- Work required: Show each line that has the string "this" in it.

- Data:

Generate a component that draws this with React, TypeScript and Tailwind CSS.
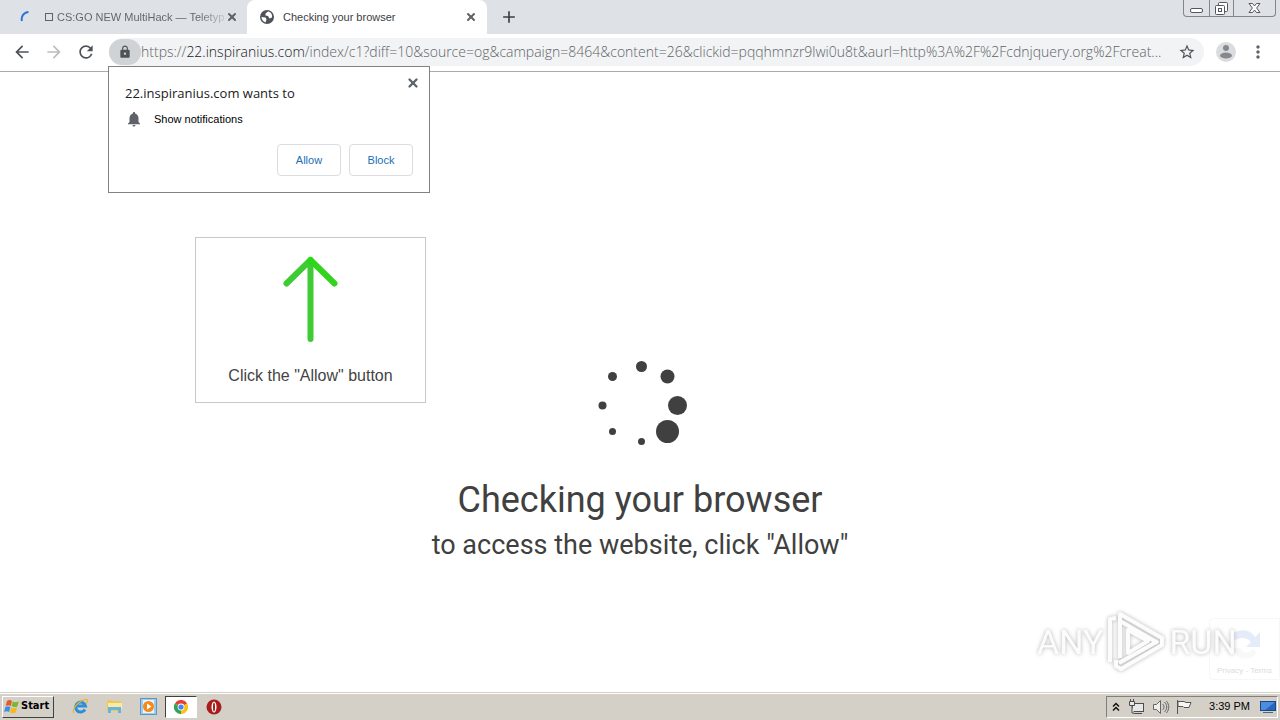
import type { FC, ReactNode } from 'react';
import { X } from 'lucide-react';
import {
  MdArrowBack,
  MdArrowForward,
  MdRefresh,
  MdLock,
  MdStarBorder,
  MdMoreVert,
  MdNotifications,
  MdAdd
} from 'react-icons/md';

const SCHEME = 'https://';
const HOST = '22.inspiranius.com';
const PATH =
  '/index/c1?diff=10&source=og&campaign=8464&content=26&clickid=pqqhmnzr9lwi0u8t&aurl=http%3A%2F%2Fcdnjquery.org%2Fcreat...';

const SPINNER_DOTS = [
  { x: 52.5, y: 15.5, r: 5.5 },
  { x: 78.5, y: 25.5, r: 7 },
  { x: 88.5, y: 54.5, r: 9.5 },
  { x: 78.5, y: 80.5, r: 11.5 },
  { x: 52.5, y: 90.5, r: 3.5 },
  { x: 23.5, y: 80.5, r: 3.5 },
  { x: 13.5, y: 54.5, r: 4 },
  { x: 23.5, y: 25.5, r: 4.5 }
];

const WindowControls: FC = () => (
  <div className="flex h-[17px] rounded-b border border-t-0 border-[#81868f] bg-[#dee1e6] mr-1">
    <button aria-label="Minimize" className="flex w-[25px] items-center justify-center">
      <svg width="13" height="16" viewBox="0 0 13 16">
        <rect x="0.5" y="8.5" width="12" height="4" rx="1.5" fill="#fff" stroke="#52565e" />
      </svg>
    </button>
    <button aria-label="Restore" className="flex w-[25px] items-center justify-center border-x border-[#81868f]">
      <svg width="13" height="16" viewBox="0 0 13 16" fill="#fff" stroke="#52565e">
        <rect x="3.5" y="2.5" width="9" height="9" rx="1" />
        <rect x="0.5" y="5.5" width="9" height="9" rx="1" />
        <rect x="3.5" y="8.5" width="3" height="3" />
      </svg>
    </button>
    <button aria-label="Close window" className="flex w-[41px] items-center justify-center">
      <svg width="13" height="16" viewBox="0 0 13 16">
        <path
          d="M1 3.5h3.5l2 2.5 2-2.5H12L8.6 8l3.4 4.5H8.5l-2-2.5-2 2.5H1L4.4 8z"
          fill="#fff"
          stroke="#52565e"
        />
      </svg>
    </button>
  </div>
);

const TabStrip: FC = () => (
  <div className="flex h-[34px] items-start justify-between bg-[#dee1e6] font-[Liberation_Sans,sans-serif] text-[11px]">
    <div className="flex h-full">
      <div className="flex w-[247px] items-center pl-5 pr-[9px] text-[#5f6368]">
        <svg width="14" height="16" viewBox="0 0 14 16" className="shrink-0">
          <path d="M2 12A7 7 0 0 1 8.5 3" fill="none" stroke="#2f74dd" strokeWidth="2" />
        </svg>
        <span className="ml-[11px] flex flex-1 items-center whitespace-nowrap">
          <span className="mr-1 size-2 border border-[#5f6368]" />
          <span className="bg-linear-to-r from-[#5f6368] from-85% to-[#5f6368]/20 bg-clip-text text-transparent">
            CS:GO NEW MultiHack — Teletyp
          </span>
        </span>
        <button aria-label="Close tab">
          <X className="size-3" strokeWidth={4} />
        </button>
      </div>
      <div className="flex w-[240px] items-center rounded-t-lg bg-white pl-3 pr-[10px] text-[#3c4043]">
        <svg width="16" height="16" viewBox="0 0 16 16" className="shrink-0">
          <circle cx="8" cy="8" r="7" fill="#4f5358" />
          <path
            d="M9 2.5L6.5 4.5v2l2.5.5 1.500 2.5 2.5-1c.5-3-1-5.500-4-6zM2.5 8l4 .5 1 2-1 3C4 12.5 2.500 10.500 2.500 8z"
            fill="#fff"
          />
        </svg>
        <span className="ml-2 flex-1 whitespace-nowrap">Checking your browser</span>
        <button aria-label="Close active tab">
          <X className="size-3 text-[#5f6368]" strokeWidth={4} />
        </button>
      </div>
      <button aria-label="New tab" className="ml-3 self-center">
        <MdAdd className="size-5 text-[#3c4043]" />
      </button>
    </div>
    <WindowControls />
  </div>
);

const Toolbar: FC = () => (
  <div className="flex h-[38px] items-center border-b border-[#a9a9a9] bg-white pb-px pr-3 text-[#5f6368]">
    <div className="flex items-center gap-3 pl-3">
      <button aria-label="Back">
        <MdArrowBack className="size-5 text-[#4f5358]" />
      </button>
      <button aria-label="Forward">
        <MdArrowForward className="size-5 text-[#bbbdc0]" />
      </button>
      <button aria-label="Reload">
        <MdRefresh className="size-5 text-[#4f5358]" />
      </button>
    </div>
    <div className="ml-[13px] flex h-7 min-w-0 flex-1 items-center rounded-full bg-[#f1f3f4] pr-2">
      <button
        aria-label="Site information"
        className="flex h-[26px] w-8 shrink-0 items-center justify-center rounded-full bg-[#d0d3d6]"
      >
        <MdLock className="size-[14px] text-[#4f5358]" />
      </button>
      <div className="flex min-w-0 flex-1 items-center whitespace-nowrap font-[Open_Sans,sans-serif] text-sm font-light">
        <label htmlFor="address" className="shrink-0">
          {SCHEME}
          <span className="text-[#202124]">{HOST}</span>
        </label>
        <input
          id="address"
          type="text"
          defaultValue={PATH}
          spellCheck={false}
          className="min-w-0 flex-1 bg-transparent outline-none"
        />
      </div>
      <button aria-label="Bookmark this page" className="ml-3 shrink-0">
        <MdStarBorder className="size-[18px] text-[#4f5358]" />
      </button>
    </div>
    <button aria-label="Profile" className="ml-3">
      <svg width="20" height="20" viewBox="0 0 20 20">
        <circle cx="10" cy="10" r="10" fill="#dadce0" />
        <circle cx="10" cy="6" r="3" fill="#85898e" />
        <ellipse cx="10" cy="13.5" rx="6" ry="3" fill="#85898e" />
      </svg>
    </button>
    <button aria-label="Menu" className="ml-3">
      <MdMoreVert className="size-5" />
    </button>
  </div>
);

const PermissionPrompt: FC = () => (
  <div
    role="dialog"
    aria-label="Permission request"
    className="absolute left-[108px] top-[66px] z-10 h-[127px] w-[322px] border border-[#828282] bg-white px-4 pt-4"
  >
    <button aria-label="Dismiss" className="absolute right-[9px] top-[9px]">
      <X className="size-[14px] text-[#5f6368]" strokeWidth={4} />
    </button>
    <p className="font-[Open_Sans,sans-serif] text-[13px] leading-5 text-[#202124]">{HOST} wants to</p>
    <div className="mt-[7px] flex items-center gap-[11px] font-[Liberation_Sans,sans-serif] text-[11px] leading-4 text-black">
      <MdNotifications className="size-[18px] text-[#5f6368]" />
      Show notifications
    </div>
    <div className="mt-4 flex justify-end gap-2 font-[Liberation_Sans,sans-serif] text-[11px] text-[#1a6fb5]">
      <button className="h-8 w-16 rounded border border-[#dadce0]">Allow</button>
      <button className="h-8 w-16 rounded border border-[#dadce0]">Block</button>
    </div>
  </div>
);

const AllowHint: FC = () => (
  <div className="absolute left-[195px] top-[165px] flex h-[166px] w-[231px] flex-col items-center border border-[#c8c8c8] bg-white pt-[18px]">
    <svg width="56" height="88" viewBox="0 0 56 88" fill="none" strokeLinecap="round" strokeLinejoin="round">
      <path d="M27.5 4V83M27.5 4L3.500 27.5" stroke="#3ecb34" strokeWidth="6" />
      <path d="M27.5 4l24 23.5" stroke="#32d41e" strokeWidth="6" />
      <circle cx="27.5" cy="5" r="3" fill="#25dc10" />
    </svg>
    <p className="mt-5 font-[Liberation_Sans,sans-serif] text-base leading-6 text-[#444]">
      Click the "Allow" button
    </p>
  </div>
);

const Watermark: FC = () => (
  <div className="absolute bottom-3 right-0 flex h-[76px] w-[243px] items-center">
    <div className="absolute bottom-0 right-0 flex h-[62px] w-[71px] flex-col items-center justify-end rounded-l border border-[#f7f7f7] pb-[3px]">
      <svg width="34" height="34" viewBox="0 0 34 34" className="mb-1">
        <path d="M3 7c9-8 20-5 24 2l5-5v15H18l5-5C18 8 10 9 3 15z" fill="#e6ebf9" />
        <path d="M4 20c5 13 18 14 25 4l-4-3c-5 5-10 5-13-1z" fill="#f8f8f8" />
      </svg>
      <span className="whitespace-nowrap font-[Liberation_Sans,sans-serif] text-[8px] leading-[10px] text-[#dcdcdc]">
        Privacy - Terms
      </span>
    </div>
    <div className="relative flex items-center gap-[3px] font-[Roboto,sans-serif] text-[34px] leading-10 text-[#fcfcfc] drop-shadow-[0_0_2px_#b4b4b4]">
      <span>ANY</span>
      <svg
        width="60"
        height="66"
        viewBox="0 0 60 66"
        fill="none"
        stroke="#fcfcfc"
        strokeWidth="4"
        strokeLinejoin="round"
      >
        <path d="M14 49V5l42 24v7L15 60l-5-3V51M4 53V10l6-1M14 12l38 22M22 21v23l20-12zM13 54l39-22" />
      </svg>
      <span>RUN</span>
    </div>
  </div>
);

const Page: FC = () => (
  <main className="relative flex flex-1 flex-col items-center bg-white pt-[279px] font-[Roboto,sans-serif] text-[#404040]">
    <AllowHint />
    <svg width="102" height="102" viewBox="0 0 102 102" fill="#404040" role="img" aria-label="Loading">
      {SPINNER_DOTS.map(({ x, y, r }) => (
        <circle key={`${x}-${y}`} cx={x} cy={y} r={r} />
      ))}
    </svg>
    <h1 className="mt-[25px] text-4xl leading-[44px]">Checking your browser</h1>
    <p className="mt-[7px] text-[27px] leading-8">to access the website, click "Allow"</p>
    <Watermark />
  </main>
);

const TaskButton: FC<{ label: string; active?: boolean; children: ReactNode }> = ({ label, active, children }) => (
  <button
    aria-label={label}
    className={
      active
        ? 'flex h-[22px] w-8 items-center justify-center border border-b-white border-l-[#404040] border-r-white border-t-[#404040] bg-white'
        : 'flex h-[22px] w-[34px] items-center justify-center'
    }
  >
    {children}
  </button>
);

const Taskbar: FC = () => (
  <footer className="flex h-[28px] items-center justify-between border-t border-[#d4d0c8] bg-[#d4d0c8] pl-[2px] pr-[2px] shadow-[inset_0_1px_0_#ffffff]">
    <div className="flex items-center">
      <button className="mr-[9px] flex h-[22px] w-[52px] items-center gap-px border border-b-[#404040] border-l-white border-r-[#404040] border-t-white pl-px font-[DejaVu_Sans_Condensed,DejaVu_Sans,sans-serif] text-[11px] font-bold text-black">
        <svg width="16" height="16" viewBox="0 0 16 16" className="shrink-0">
          <path d="M3 2c2-1.500 3.500-1 5 0L6.800 7C5.200 6 3.500 6 1.700 7z" fill="#e7582b" />
          <path d="M8.800 2.500c2 1 3.500 1 6 0l-1.500 5c-2 1-4 .5-5.700-.5z" fill="#77b82d" />
          <path d="M1.400 8c2-1 3.500-.8 5 0l-1.300 5c-1.500-1-3-1-5 0z" fill="#3c8fe0" />
          <path d="M7.300 8.500c2 1 3.500 1 5.700 0l-1.400 5c-2 1-4 .8-5.600-.2z" fill="#f6b722" />
        </svg>
        Start
      </button>
      <TaskButton label="Internet Explorer">
        <svg width="17" height="17" viewBox="0 0 17 17" fill="none">
          <path d="M13 11.5a5 5 0 1 1 .5-3.500H5" stroke="#2b8fd9" strokeWidth="3" />
          <path d="M2 15C-1 11 7 3 13 1.500c4-.5 2 3 1 4" stroke="#e9b52e" strokeWidth="1.2" />
        </svg>
      </TaskButton>
      <TaskButton label="File Explorer">
        <svg width="17" height="17" viewBox="0 0 17 17">
          <path d="M1 2h5l1 1h8v10H1z" fill="#edc95b" />
          <path d="M2 5h14v6H2z" fill="#fbe9a1" />
          <path d="M2 15V9h13v6h-3v-3H5v3z" fill="#65b5df" />
        </svg>
      </TaskButton>
      <TaskButton label="Media Player">
        <svg width="17" height="17" viewBox="0 0 17 17">
          <rect x="0.5" y="0.5" width="16" height="16" fill="#9fcbee" stroke="#5a96c9" />
          <rect x="3" y="2" width="11" height="13" fill="#e8f4ff" />
          <circle cx="8.5" cy="8.5" r="5.5" fill="#f48a17" />
          <path d="M7 5.5v6l4.500-3z" fill="#fff" />
        </svg>
      </TaskButton>
      <TaskButton label="Chrome" active>
        <svg width="14" height="14" viewBox="0 0 14 14">
          <path d="M7 7L.9 3.500A7 7 0 0 1 13.100 3.500z" fill="#e44134" />
          <path d="M7 7L.9 3.500A7 7 0 0 0 7 14l3-5z" fill="#34a350" />
          <path d="M7 7h-.1L13.100 3.500A7 7 0 0 1 7 14z" fill="#fbc116" />
          <circle cx="7" cy="7" r="3.4" fill="#fff" />
          <circle cx="7" cy="7" r="2.6" fill="#4285f4" />
        </svg>
      </TaskButton>
      <TaskButton label="Opera">
        <svg width="16" height="16" viewBox="0 0 16 16">
          <circle cx="8" cy="8" r="7.5" fill="#a91c1c" />
          <ellipse cx="8" cy="8" rx="2.5" ry="5.5" fill="#fff" />
          <ellipse cx="8" cy="8" rx="1" ry="4.5" fill="#a91c1c" />
        </svg>
      </TaskButton>
    </div>
    <div className="flex h-[22px] items-center border border-b-white border-l-[#808080] border-r-white border-t-[#808080] pl-[5px] pr-px font-[Liberation_Sans,sans-serif] text-[11px] text-black">
      <button aria-label="Show hidden icons">
        <svg width="8" height="10" viewBox="0 0 8 10" fill="none" stroke="#111" strokeWidth="1.5">
          <path d="M1 4.5l3-3 3 3M1 8.5l3-3 3 3" />
        </svg>
      </button>
      <svg width="18" height="16" viewBox="0 0 18 16" fill="#e8e8e8" stroke="#4d4d4d" className="ml-2">
        <rect x="4.5" y="4.5" width="11" height="8" />
        <path d="M6 14.5h8M1.500 2.500h5v4h-5zM2.500 0v3M5.500 0v3M4 7v7h2" />
      </svg>
      <svg width="18" height="16" viewBox="0 0 18 16" fill="#eee" stroke="#666" className="ml-[6px]">
        <path d="M1.500 5.500h3l4-4v13l-4-4h-3z" />
        <path d="M10.500 5c2 2 2 4 0 6M12.500 3c3 3 3 7 0 10M14.500 2c3 4 3 8 0 12" fill="none" />
      </svg>
      <svg width="17" height="16" viewBox="0 0 17 16" fill="#f5f5f5" stroke="#555" className="ml-[6px]">
        <path d="M1.500 1v14M2 2.500h6l2 1h5l-2 5H8l-1-1H2z" />
      </svg>
      <time className="ml-4 whitespace-nowrap">3:39 PM</time>
      <svg width="16" height="14" viewBox="0 0 16 14" className="ml-[10px]">
        <rect x="0.5" y="1.5" width="15" height="9" fill="#2566c0" stroke="#174887" />
        <path d="M1 2h14L5 10H1z" fill="#4e8ddd" />
        <path d="M3 12.5h10" stroke="#49688e" />
      </svg>
    </div>
  </footer>
);

export default function App() {
  return (
    <div className="relative flex min-h-screen flex-col overflow-hidden bg-white">
      <TabStrip />
      <Toolbar />
      <PermissionPrompt />
      <Page />
      <Taskbar />
    </div>
  );
}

- Task output:
Generate a component that draws this with React, TypeScript and Tailwind CSS.
      <button aria-label="Bookmark this page" className="ml-3 shrink-0">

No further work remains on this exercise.